Many of these courses are so boring that premed students flee to other majors.  There is a simple remedy.  Pre-med students need to attend a Pre-Med BOOT CAMP to get them used to the idea of reading dry scientific/medical papers.  They need to be familiarized in advance with molecular medicine concepts and jargon - BEFORE they experience the shock of their first pre-med class in biology or chemistry.  I believe that a simple pre-med boot camp - similar to the "math camps" held at many universities - would greatly reduce the drop out rate among pre-med students and help increase the number of medical professionals available to meet the need for physicians and other medical professionals in the coming decade.
 
"Old World" Biology is Still Being Taught! - On the first day of her biology class, first day class at a reputable college known for premed education, was escorted into the woods on the college campus and the students were asked to throw a tennis ball into the woods, then try to name the tree hit by the ball.  This class was called Introductory Biology...it was more like Intro to Ecology, but it reflects the "old world" biology intros that are still being taught on many campuses.  

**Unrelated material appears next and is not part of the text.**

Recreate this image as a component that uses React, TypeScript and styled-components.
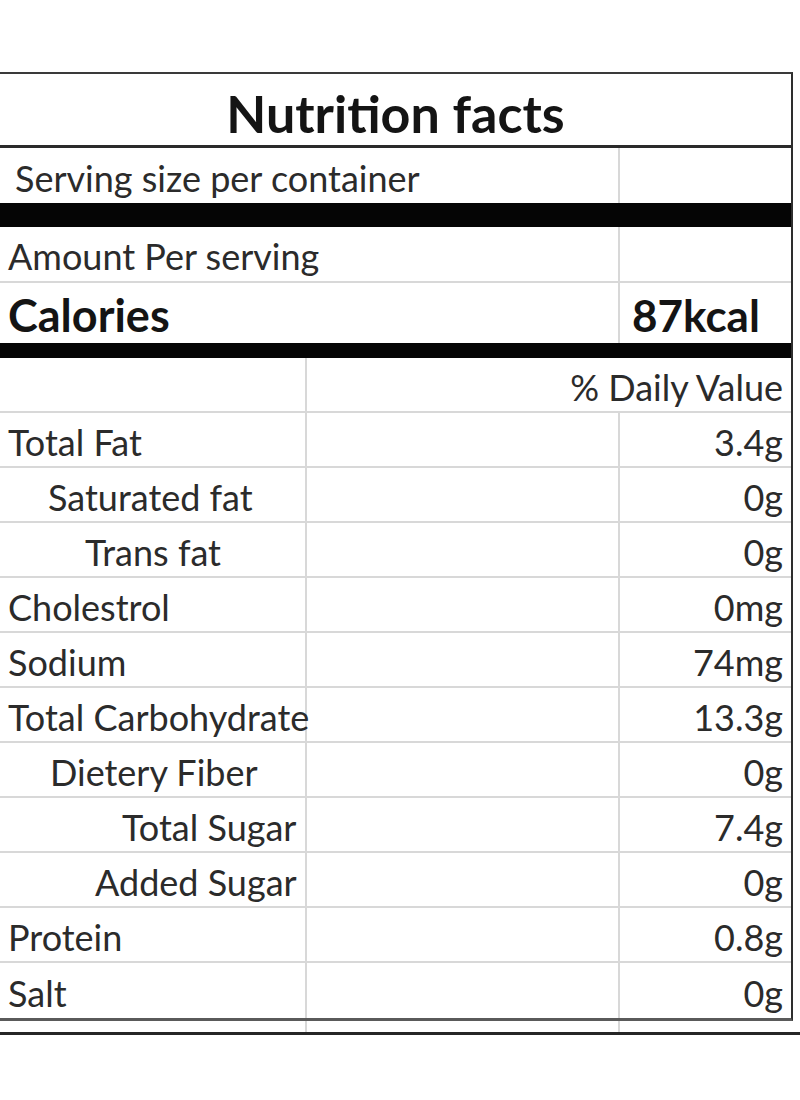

The first formal lecture at this "old world" college covered biological taxonomy starting with the Kingdom of species.  A student who attended this class (who I know personally) was so disappointed, she dropped out of premed and chose a different major. 
In 2010, she decided to pursue her love of science and took an introductory biology course at the University of Pennsylvania.  On the first day of UPENN class, the students received a lecture on the human cell - the building block of all biology.  In their first lab, the class looked at cells under the microscope.  In their FOURTH class they were modifying DNA in bacteria to make the bacteria fluoresce - using the gene from an ocean jellyfish.  This is how a NEW Intro to Biology course gets students quickly up to speed on the molecular science concepts all scientists need to understand in order to compete and succeed in science and medicine today.  
I believe that the Old World style of biology education was valid 20 years ago - but in an era where high school students are studying protein folding and first year biology students are manipulating genes, it is NO LONGER SUFFICIENT to settle for teaching trees, taxonomies and the Kreb's Cycle - important, yes - but science priorities change, in education as well as in science.  Students need more to work in science today - and it is incumbent on universities to teach the skills their students will need...starting with the cell and working their way up. 
Net Zero Buildings - While sustainable design and LEED standard buildings/communities are being taught to students in many disciplines - the emerging standard is "net zero" or "near net zero." 
I would propose that instead of experimenting with "sustainable design projects" - university faculty and engineers (with government funding) should work harder to find ways to create net zero energy use buildings and carbon neutral communities - or "near net zero" standards for retrofitted buildings.  I propose this because I believe that in the near future the gold standard for sustaintable design will be "true net zero."  Universities need to work harder to involve faculty and students, and the surrounding communities, in technologies and practices that produce true net zero buildings and communities.